- Given exercise:
List each line in which the string "this" appears.

======== Data listing

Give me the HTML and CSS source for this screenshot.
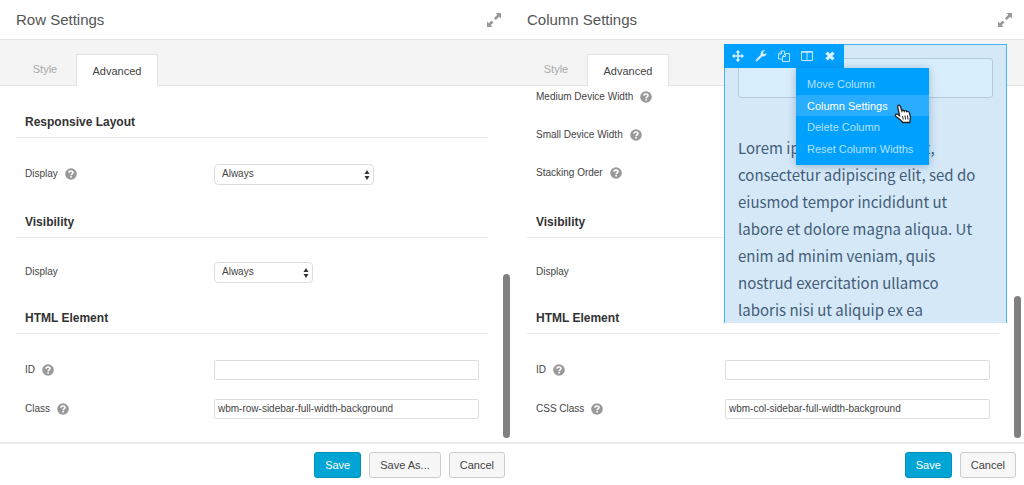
FILE: index.html
```html
<!DOCTYPE html>
<html lang="en">
<head>
<meta charset="utf-8">
<title>Row and Column Settings</title>
<link rel="stylesheet" href="styles.css">
</head>
<body>
<svg class="sprite" aria-hidden="true">
  <symbol id="expand" viewBox="0 0 14 14">
    <path d="M8.500 0H14V5.500L12.200 3.700 8.800 7.100 6.900 5.200 10.300 1.800ZM5.500 14H0V8.500L1.800 10.300 4.600 7.500 6.500 9.400 3.700 12.200Z"/>
  </symbol>
  <symbol id="help" viewBox="0 0 12 12">
    <circle cx="6" cy="6" r="5.800"/>
    <path d="M4 4.700C4.100 2.500 8 2.500 8 4.600 8 5.900 6.100 5.900 6.100 7.300M6.100 8.100V9.600" fill="none" stroke="#fff" stroke-width="1.600"/>
  </symbol>
</svg>
<div class="workspace">
  <section class="panel">
    <header class="panel-header">
      <h1 class="panel-title">Row Settings</h1>
      <button class="expand" aria-label="Expand"><svg><use href="#expand"/></svg></button>
    </header>
    <nav class="tabs">
      <button class="tab">Style</button>
      <button class="tab tab-active">Advanced</button>
    </nav>
    <div class="panel-body">
      <div class="sections">
        <section class="group">
          <h2 class="group-title">Responsive Layout</h2>
          <div class="fields">
            <div class="field field-tall">
              <span class="field-name"><label for="row-layout">Display</label><svg class="help"><use href="#help"/></svg></span>
              <span class="picker picker-wide"><select id="row-layout"><option>Always</option></select><svg viewBox="0 0 6 10"><path d="M3 0 5.500 4H.5ZM.5 6h5L3 10Z"/></svg></span>
            </div>
          </div>
        </section>
        <section class="group">
          <h2 class="group-title">Visibility</h2>
          <div class="fields">
            <div class="field field-short">
              <span class="field-name"><label for="row-visibility">Display</label></span>
              <span class="picker"><select id="row-visibility"><option>Always</option></select><svg viewBox="0 0 6 10"><path d="M3 0 5.500 4H.5ZM.5 6h5L3 10Z"/></svg></span>
            </div>
          </div>
        </section>
        <section class="group">
          <h2 class="group-title">HTML Element</h2>
          <div class="fields fields-last">
            <div class="field">
              <span class="field-name"><label for="row-id">ID</label><svg class="help"><use href="#help"/></svg></span>
              <input class="text-input" id="row-id" type="text">
            </div>
            <div class="field">
              <span class="field-name"><label for="row-class">Class</label><svg class="help"><use href="#help"/></svg></span>
              <input class="text-input" id="row-class" type="text" value="wbm-row-sidebar-full-width-background">
            </div>
          </div>
        </section>
      </div>
      <div class="scroll-thumb"></div>
    </div>
    <footer class="panel-footer">
      <button class="button button-primary">Save</button>
      <button class="button">Save As...</button>
      <button class="button">Cancel</button>
    </footer>
  </section>

  <section class="panel panel-column">
    <header class="panel-header">
      <h1 class="panel-title">Column Settings</h1>
      <button class="expand" aria-label="Expand"><svg><use href="#expand"/></svg></button>
    </header>
    <nav class="tabs">
      <button class="tab">Style</button>
      <button class="tab tab-active">Advanced</button>
    </nav>
    <div class="panel-body">
      <div class="sections sections-scrolled">
        <section class="group">
          <div class="fields fields-first">
            <div class="field"><span class="field-name">Medium Device Width<svg class="help"><use href="#help"/></svg></span></div>
            <div class="field"><span class="field-name">Small Device Width<svg class="help"><use href="#help"/></svg></span></div>
            <div class="field"><span class="field-name">Stacking Order<svg class="help"><use href="#help"/></svg></span></div>
          </div>
        </section>
        <section class="group">
          <h2 class="group-title">Visibility</h2>
          <div class="fields">
            <div class="field field-short"><span class="field-name">Display</span></div>
          </div>
        </section>
        <section class="group">
          <h2 class="group-title">HTML Element</h2>
          <div class="fields fields-last">
            <div class="field">
              <span class="field-name"><label for="col-id">ID</label><svg class="help"><use href="#help"/></svg></span>
              <input class="text-input" id="col-id" type="text">
            </div>
            <div class="field">
              <span class="field-name"><label for="col-class">CSS Class</label><svg class="help"><use href="#help"/></svg></span>
              <input class="text-input" id="col-class" type="text" value="wbm-col-sidebar-full-width-background">
            </div>
          </div>
        </section>
      </div>
      <div class="scroll-thumb scroll-thumb-short"></div>
    </div>
    <footer class="panel-footer">
      <button class="button button-primary">Save</button>
      <button class="button">Cancel</button>
    </footer>
  </section>

  <div class="overlay">
    <div class="overlay-content">
      <div class="empty-box"></div>
      <p class="copy">Lorem ipsum dolor sit amet, consectetur adipiscing elit, sed do eiusmod tempor incididunt ut labore et dolore magna aliqua. Ut enim ad minim veniam, quis nostrud exercitation ullamco laboris nisi ut aliquip ex ea</p>
    </div>
    <div class="toolbar">
      <button class="tool" aria-label="Move"><svg viewBox="0 0 12 12"><path d="M6 0 8.500 2.600H6.800V5.200H9.400V3.500L12 6 9.400 8.500V6.800H6.800V9.400H8.500L6 12 3.500 9.400H5.200V6.800H2.600V8.500L0 6 2.600 3.500V5.200H5.200V2.600H3.500Z"/></svg></button>
      <button class="tool" aria-label="Settings"><svg viewBox="0 0 12 12"><path fill-rule="evenodd" d="M10.300.5 8.100 1.900V3.500L9.400 4.300 11.600 3C11.800 5.500 9.400 7 7.200 6.300L2.500 11C1.300 12.200-.1 10.700 1 9.500L5.700 4.800C5 2 7.400-.5 10.300.5ZM2 9.600a.5.500 0 1 0 0 1 .5.500 0 0 0 0-1Z"/></svg></button>
      <button class="tool" aria-label="Duplicate"><svg class="outline" viewBox="0 0 12 12"><path d="M4.500 9H.5V4L3.500 1H6.500V3.500M3.500 1V4H.5M4.500 6.500 7.500 3.500V6.500H4.500V11.500H11.500V3.500H7.500"/></svg></button>
      <button class="tool" aria-label="Columns"><svg class="outline" viewBox="0 0 12 12"><path d="M.5 1.500H11.500V10.500H.5ZM.5 2.300H11.500M6 1.500V10.500"/></svg></button>
      <button class="tool" aria-label="Remove"><svg viewBox="0 0 12 12"><path d="M3.700 1.400 6 3.700 8.300 1.400 10.600 3.700 8.300 6 10.600 8.300 8.300 10.600 6 8.300 3.700 10.600 1.400 8.300 3.700 6 1.400 3.700Z"/></svg></button>
    </div>
    <div class="menu">
      <button class="menu-item">Move Column</button>
      <button class="menu-item menu-item-active">Column Settings</button>
      <button class="menu-item">Delete Column</button>
      <button class="menu-item">Reset Column Widths</button>
      <svg class="pointer" viewBox="0 0 18 20"><path d="M5.500 11.500 3.700 2.800C3.400.9 5.700.5 6.300 2.200L7.900 7C8.300 5.900 10 6 10.300 7.200 10.900 6.200 12.500 6.500 12.800 7.700 13.700 7 15 7.600 15.300 8.700L16.500 13 15.800 18.500H8.800L6.500 16 2 12.500C.5 11.200 1.800 9.300 3.500 10.200Z"/><path class="fingers" d="M8.500 12 9.200 15.500M11 11.500 11.500 15.500M13.500 11.500 14 15.500"/></svg>
    </div>
  </div>
</div>
</body>
</html>
```
FILE: styles.css
```css
* { box-sizing: border-box; }

body {
  margin: 0;
  background: #fff;
  color: #444;
  font: 11px/16px "Liberation Sans", Arial, sans-serif;
}

button, input, select { font: inherit; color: inherit; }
button { margin: 0; padding: 0; border: 0; background: none; }
svg { display: block; }
.sprite { position: absolute; width: 0; height: 0; }

.workspace {
  position: relative;
  display: grid;
  grid-template-columns: calc(50% - 1px) 1fr;
  min-height: 100vh;
}

.panel {
  --edge: 0px;
  display: flex;
  flex-direction: column;
  min-width: 0;
}
.panel-column { --edge: 2px; }

.panel-header {
  display: flex;
  align-items: center;
  justify-content: space-between;
  height: 40px;
  padding: 0 calc(10px + var(--edge)) 0 16px;
  border-bottom: 1px solid #e5e5e5;
}
.panel-title {
  margin: 0;
  color: #555;
  font-size: 15px;
  line-height: 20px;
  font-weight: 400;
}
.expand svg { width: 14px; height: 14px; fill: #999; }

.tabs {
  display: flex;
  align-items: flex-end;
  height: 46px;
  padding-left: 14px;
  background: #f4f4f4;
  border-bottom: 1px solid #e3e3e3;
}
.tab { width: 62px; height: 32px; color: #aaa; }
.tab-active {
  width: 82px;
  margin-bottom: -1px;
  border: 1px solid #e3e3e3;
  border-bottom: 0;
  background: #fff;
  color: #444;
}

.panel-body {
  position: relative;
  flex: 1;
  overflow: hidden;
  font-size: 10px;
}
.sections { padding: 26px 23px 0 16px; }
.sections-scrolled { margin-top: -8px; padding-top: 0; }
.panel-column .sections { padding-right: 25px; }

.group-title {
  margin: 0;
  height: 26px;
  padding-left: 9px;
  border-bottom: 1px solid #e8e8e8;
  color: #333;
  font-size: 12px;
  line-height: 20px;
  font-weight: 700;
}
.fields { padding: 16px 9px 18px; }
.fields-first { padding-top: 0; padding-bottom: 20px; }
.fields-last { padding-bottom: 14px; }
.field { display: flex; align-items: center; height: 39px; }
.fields-first .field { height: 38px; }
.field-tall { height: 40px; }
.field-short { height: 36px; }
.field-name { display: flex; align-items: center; gap: 7px; width: 189px; }
.help { width: 12px; height: 12px; fill: #999; }

.picker { position: relative; width: 99px; height: 21px; }
.picker-wide { width: 160px; }
.picker select {
  appearance: none;
  width: 100%;
  height: 100%;
  padding: 0 16px 0 7px;
  border: 1px solid #ddd;
  border-radius: 4px;
  background: #fff;
}
.picker svg {
  position: absolute;
  top: 6px;
  right: 4px;
  width: 6px;
  height: 10px;
  fill: #333;
  pointer-events: none;
}
.text-input {
  flex: 1;
  min-width: 0;
  height: 20px;
  padding: 0 3px;
  border: 1px solid #ddd;
  border-radius: 2px;
  background: #fff;
}

.scroll-thumb {
  position: absolute;
  right: calc(1px + var(--edge));
  bottom: 4px;
  width: 7px;
  height: 46%;
  border-radius: 4px;
  background: #808080;
}
.scroll-thumb-short { height: 40%; }

.panel-footer {
  display: flex;
  align-items: center;
  justify-content: flex-end;
  gap: 8px;
  height: 44px;
  padding: 0 calc(6px + var(--edge)) 1px 0;
  border-top: 2px solid #ececec;
}
.button {
  height: 26px;
  padding: 0 10px;
  border: 1px solid #ccc;
  border-radius: 3px;
  background: #f7f7f7;
}
.button-primary { border-color: #0091bb; background: #00a5d5; color: #fff; }

.overlay {
  position: absolute;
  top: 44px;
  right: 17px;
  width: 283px;
  border: 1px solid #47b3fb;
  border-bottom: 0;
  background: #d4e8f7;
}
.overlay-content { padding: 13px 13px 0; }
.empty-box {
  height: 40px;
  border: 1px solid #b5cbdb;
  border-radius: 3px;
  background: #d8edfc;
}
.copy {
  margin: 36px 0 0;
  padding-right: 10px;
  color: #445d78;
  font: 15px/27px "Noto Sans CJK SC", sans-serif;
}
.toolbar {
  position: absolute;
  top: -1px;
  left: -1px;
  display: flex;
  align-items: center;
  gap: 11px;
  height: 24px;
  padding: 0 8px;
  background: #00a0ff;
}
.tool svg { width: 12px; height: 12px; fill: #d9f0ff; }
.tool .outline { fill: none; stroke: #bfe7ff; stroke-width: 1; }
.menu {
  position: absolute;
  top: 23px;
  left: 71px;
  display: flex;
  flex-direction: column;
  width: 133px;
  padding: 5px 0;
  background: #00a0ff;
  box-shadow: 0 1px 8px rgba(0, 60, 110, .3);
}
.menu-item {
  height: 22px;
  padding: 0 11px;
  color: #b3e1ff;
  text-align: left;
}
.menu-item-active { height: 21px; background: #2badff; color: #fff; }
.pointer {
  position: absolute;
  top: 36px;
  left: 98px;
  width: 18px;
  height: 20px;
  fill: #fff;
  stroke: #222;
  stroke-width: 1.300;
}
.fingers { fill: none; stroke-width: 1; }
```
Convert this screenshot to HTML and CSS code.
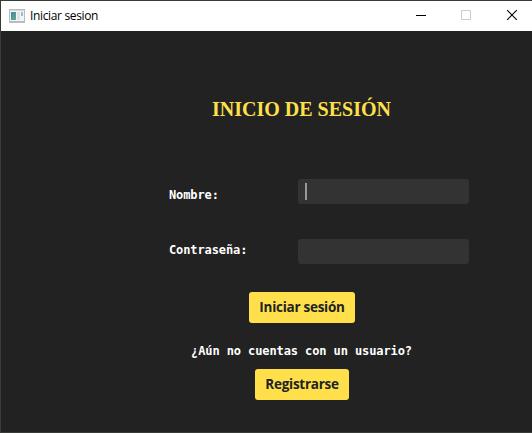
FILE: index.html
```html
<!DOCTYPE html>
<html lang="es">
<head>
<meta charset="utf-8">
<title>Iniciar sesion</title>
<link rel="stylesheet" href="styles.css">
</head>
<body>
<div class="window">
  <header class="titlebar">
    <svg class="app-icon" width="16" height="14" viewBox="0 0 16 14" shape-rendering="crispEdges">
      <defs><linearGradient id="pane" x1="0" y1="0" x2="1" y2="1"><stop offset="0" stop-color="#4b82ac"/><stop offset="1" stop-color="#5ab083"/></linearGradient></defs>
      <rect width="16" height="14" fill="#b9bcbf"/>
      <rect x="1" y="1" width="14" height="1" fill="#d2d6da"/>
      <rect x="1" y="2" width="14" height="10" fill="#f3f4f5"/>
      <rect x="2" y="3" width="5" height="8" fill="url(#pane)"/>
      <rect x="8" y="3" width="3" height="8" fill="#e0e3e6"/>
      <rect x="12" y="3" width="2" height="4" fill="#8fc0b8"/>
      <rect x="12" y="3" width="1" height="2" fill="#a9bcdc"/>
    </svg>
    <span class="caption">Iniciar sesion</span>
    <div class="controls">
      <svg width="46" height="30" viewBox="0 0 46 30"><path d="M18 14.5h10" stroke="#000"/></svg>
      <svg width="46" height="30" viewBox="0 0 46 30"><path d="M17.500 9.500h9v9h-9z" fill="none" stroke="#ccc"/></svg>
      <svg width="46" height="30" viewBox="0 0 46 30"><path d="M17.200 9.200l9.600 9.600M26.800 9.200l-9.600 9.600" stroke="#000" stroke-width="1.100"/></svg>
    </div>
  </header>
  <main class="content">
    <h1 class="title">INICIO DE SESIÓN</h1>
    <form class="fields">
      <label class="label label-name" for="nombre">Nombre:</label>
      <div class="field" id="nombre"><span class="caret"></span></div>
      <label class="label label-pass" for="clave">Contraseña:</label>
      <div class="field" id="clave"></div>
    </form>
    <button class="btn login">Iniciar sesión</button>
    <p class="hint">¿Aún no cuentas con un usuario?</p>
    <button class="btn register">Registrarse</button>
  </main>
</div>
</body>
</html>
```

FILE: styles.css
```css
* { box-sizing: border-box; }
body { margin: 0; width: 532px; height: 433px; overflow: hidden; background: #3a3a35; }
.window {
  height: 433px;
  border: solid #393b38;
  border-width: 1px 0 1px 1px;
  background: #222;
}
.titlebar { display: flex; align-items: center; height: 30px; padding-left: 8px; background: #fff; }
.app-icon { display: block; margin-right: 5px; }
.caption { font: 12px/16px "Open Sans", sans-serif; letter-spacing: -0.35px; color: #000; }
.controls { display: flex; margin-left: auto; margin-right: -4px; }
.controls svg { display: block; }
.content { display: flex; flex-direction: column; align-items: center; }
.title {
  margin: 66px 0 0;
  padding-left: 70px;
  font: bold 20px/24px "Liberation Serif", serif;
  color: #ffe04b;
  white-space: nowrap;
}
.fields {
  display: grid;
  grid-template-columns: 129px 171px;
  row-gap: 35px;
  align-self: flex-start;
  margin: 58px 0 0 168px;
}
.label, .hint {
  font: bold 12px/16px "DejaVu Sans Mono", monospace;
  letter-spacing: -0.1px;
  color: #fff;
  white-space: nowrap;
}
.label-name { padding-top: 8px; }
.label-pass { padding-top: 3px; }
.field { height: 25px; padding: 4px 7px; border-radius: 3px; background: #333; }
.caret { display: block; width: 2px; height: 17px; background: #999; }
.btn {
  height: 31px;
  margin-left: 71px;
  padding: 0;
  border: 0;
  border-radius: 3px;
  background: #ffe04b;
  color: #222;
  font: bold 13.5px/31px "Open Sans", sans-serif;
  letter-spacing: -0.27px;
  white-space: nowrap;
}
.login { width: 106px; margin-top: 28px; }
.hint { margin: 20px 0 10px; padding-left: 70px; }
.register { width: 94px; }
```
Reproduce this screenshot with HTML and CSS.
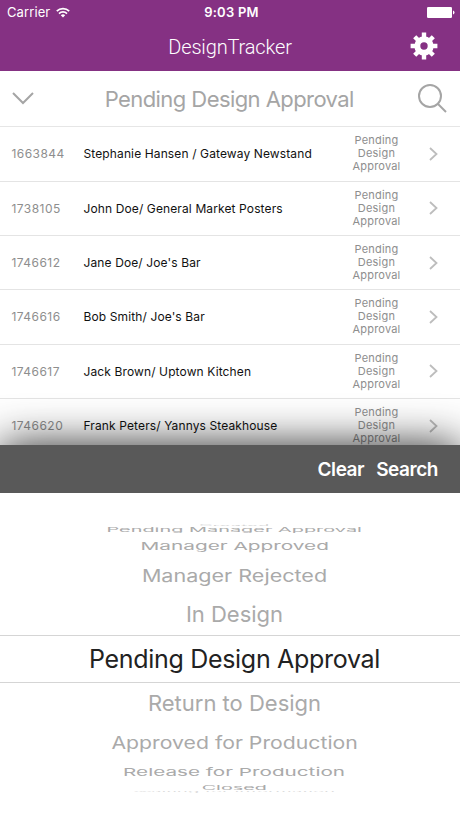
FILE: index.html
```html
<!DOCTYPE html>
<html lang="en">
<head>
<meta charset="utf-8">
<title>DesignTracker</title>
<link rel="stylesheet" href="styles.css">
</head>
<body>
<div class="app">
  <header class="header">
    <div class="status">
      <div class="carrier"><span>Carrier</span>
        <svg width="14" height="11" viewBox="0 0 14 11" fill="none" stroke="#fff" stroke-width="1.7"><path d="M.8 4.2a8.8 8.8 0 0 1 12.4 0M3 6.6a5.7 5.7 0 0 1 8 0"/><path d="M7 10.5 4.8 8.3a3.1 3.1 0 0 1 4.4 0z" fill="#fff" stroke="none"/></svg>
      </div>
      <span class="time">9:03 PM</span>
      <svg class="battery" width="28" height="11" viewBox="0 0 28 11" fill="#fff"><rect width="25" height="11" rx="1.3"/><path d="M26 3.5q1.5.5 1.5 2t-1.5 2z"/></svg>
    </div>
    <div class="nav">
      <h1>DesignTracker</h1>
      <svg class="gear" width="28" height="28" viewBox="-14 -14 28 28" fill="none" stroke="#fff"><circle r="6.7" stroke-width="6"/><path d="M0-13.4V-9M0 13.4V9M-13.4 0H-9M13.4 0H9M-9.3-9.3-6-6M9.3 9.3 6 6M-9.3 9.3-6 6M9.3-9.3 6-6" stroke-width="4.4"/></svg>
    </div>
  </header>
  <div class="filter">
    <svg width="22" height="13" viewBox="0 0 22 13" fill="none" stroke="#a5a5a5" stroke-width="2"><path d="m1 1 10 10L21 1"/></svg>
    <h2>Pending Design Approval</h2>
    <svg width="29" height="29" viewBox="0 0 29 29" fill="none" stroke="#a5a5a5" stroke-width="2"><circle cx="12" cy="12" r="11"/><path d="m20 20 8 8"/></svg>
  </div>
  <main class="list">
    <div class="row"><span class="id">1663844</span><span class="name">Stephanie Hansen / Gateway Newstand</span><span class="state">Pending<br>Design<br>Approval</span><svg class="chev" width="9" height="14" viewBox="0 0 9 14"><path d="m1 1 6.5 6L1 13"/></svg></div>
    <div class="row"><span class="id">1738105</span><span class="name">John Doe/ General Market Posters</span><span class="state">Pending<br>Design<br>Approval</span><svg class="chev" width="9" height="14" viewBox="0 0 9 14"><path d="m1 1 6.5 6L1 13"/></svg></div>
    <div class="row"><span class="id">1746612</span><span class="name">Jane Doe/ Joe's Bar</span><span class="state">Pending<br>Design<br>Approval</span><svg class="chev" width="9" height="14" viewBox="0 0 9 14"><path d="m1 1 6.5 6L1 13"/></svg></div>
    <div class="row"><span class="id">1746616</span><span class="name">Bob Smith/ Joe's Bar</span><span class="state">Pending<br>Design<br>Approval</span><svg class="chev" width="9" height="14" viewBox="0 0 9 14"><path d="m1 1 6.5 6L1 13"/></svg></div>
    <div class="row"><span class="id">1746617</span><span class="name">Jack Brown/ Uptown Kitchen</span><span class="state">Pending<br>Design<br>Approval</span><svg class="chev" width="9" height="14" viewBox="0 0 9 14"><path d="m1 1 6.5 6L1 13"/></svg></div>
    <div class="row"><span class="id">1746620</span><span class="name">Frank Peters/ Yannys Steakhouse</span><span class="state">Pending<br>Design<br>Approval</span><svg class="chev" width="9" height="14" viewBox="0 0 9 14"><path d="m1 1 6.5 6L1 13"/></svg></div>
  </main>
  <section class="sheet">
    <div class="toolbar"><span>Clear</span><span>Search</span></div>
    <div class="picker">
      <div class="opt o1"><span>Created</span></div>
      <div class="opt o2"><span>Pending Manager Approval</span></div>
      <div class="opt o3"><span>Manager Approved</span></div>
      <div class="opt o4"><span>Manager Rejected</span></div>
      <div class="opt o5"><span>In Design</span></div>
      <div class="opt selected"><span>Pending Design Approval</span></div>
      <div class="opt o7"><span>Return to Design</span></div>
      <div class="opt o8"><span>Approved for Production</span></div>
      <div class="opt o9"><span>Release for Production</span></div>
      <div class="opt o10"><span>Closed</span></div>
      <div class="opt o11"><span>Waiting for Information</span></div>
    </div>
  </section>
</div>
</body>
</html>
```
FILE: styles.css
```css
* { box-sizing: border-box; }
body { margin: 0; background: #fff; font-family: Inter, "Liberation Sans", sans-serif; }
.app { width: 460px; height: 818px; overflow: hidden; display: flex; flex-direction: column; }
h1, h2 { margin: 0; font-weight: 400; }
svg { display: block; flex: none; }
.header { height: 71px; background: #853183; color: #fff; flex: none; }
.status { height: 24px; display: grid; grid-template-columns: 1fr auto 1fr; align-items: center; padding: 0 5px 0 7px; font-size: 13px; }
.carrier { display: flex; align-items: center; gap: 6px; letter-spacing: .1px; }
.time { font-weight: 600; letter-spacing: .25px; padding-left: 1px; }
.battery { justify-self: end; }
.nav { height: 47px; display: grid; grid-template-columns: 1fr auto 1fr; align-items: center; padding: 0 22px; }
.nav h1 { grid-column: 2; font-family: Roboto, sans-serif; font-weight: 300; font-size: 20px; line-height: 24px; letter-spacing: -.15px; margin-top: -2px; }
.gear { justify-self: end; margin-top: -3px; }
.filter { height: 56.2px; flex: none; display: grid; grid-template-columns: 22px 1fr 29px; align-items: center; padding: 0 13.5px 0 12px; border-bottom: 1px solid #e6e6e6; color: #a5a5a5; }
.filter h2 { font-size: 22px; letter-spacing: -.57px; text-align: center; padding-left: 7px; }
.list { height: 317.8px; flex: none; overflow: hidden; }
.row { height: 54.35px; display: grid; grid-template-columns: 72px 259px 68px 1fr; align-items: center; padding-left: 11.5px; border-bottom: 1px solid #e4e4e4; font-size: 12px; letter-spacing: .12px; }
.id { color: #8e8e8e; letter-spacing: .45px; }
.name { color: #111; white-space: nowrap; }
.state { color: #8e8e8e; font-size: 11px; line-height: 13px; text-align: center; letter-spacing: .2px; }
.chev { margin-left: 18px; fill: none; stroke: #bdbdbd; stroke-width: 1.8; }
.sheet { position: relative; height: 373px; }
.toolbar { height: 48px; background: #595959; color: #fff; display: flex; justify-content: flex-end; align-items: center; gap: 12px; padding: 1px 22px 0 0; font-size: 19px; font-weight: 600; letter-spacing: -.45px; box-shadow: 0 0 44px rgba(0,0,0,.85); }
.picker { position: relative; height: 325px; background: #fff; padding-top: 30px; }
.opt { display: flex; align-items: center; justify-content: center; color: #aaa; font-size: 22px; white-space: nowrap; padding-left: 9px; }
.opt span { display: block; line-height: 28px; }
.o1 { height: 4px; opacity: .5; }
.o2 { height: 6px; }
.o3 { height: 26px; }
.o4 { height: 34px; }
.o5 { height: 42px; }
.selected { height: 48px; color: #222; font-size: 25px; letter-spacing: -.3px; border-top: 1px solid #d5d5d5; border-bottom: 1px solid #d5d5d5; }
.o7 { height: 41px; }
.o8 { height: 39px; }
.o9 { height: 20px; }
.o10 { height: 11px; }
.o11 { height: 1px; opacity: .4; }
.o1 span { transform: scale(.85, .08); }
.o2 span { transform: scale(.905, .25); }
.o3 span { transform: scale(.945, .5); }
.o4 span { transform: scale(.98, .78); }
.o8 span { transform: scale(.965, .78); }
.o9 span { transform: translateY(-1px) scale(.94, .5); }
.o10 span { transform: scale(.9, .25); }
.o11 span { transform: translateY(-2px) scale(.85, .05); }
```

================

- Correct answer:
Give me the HTML and CSS source for this screenshot.
Convert this screenshot to HTML and CSS code.
Reproduce this screenshot with HTML and CSS.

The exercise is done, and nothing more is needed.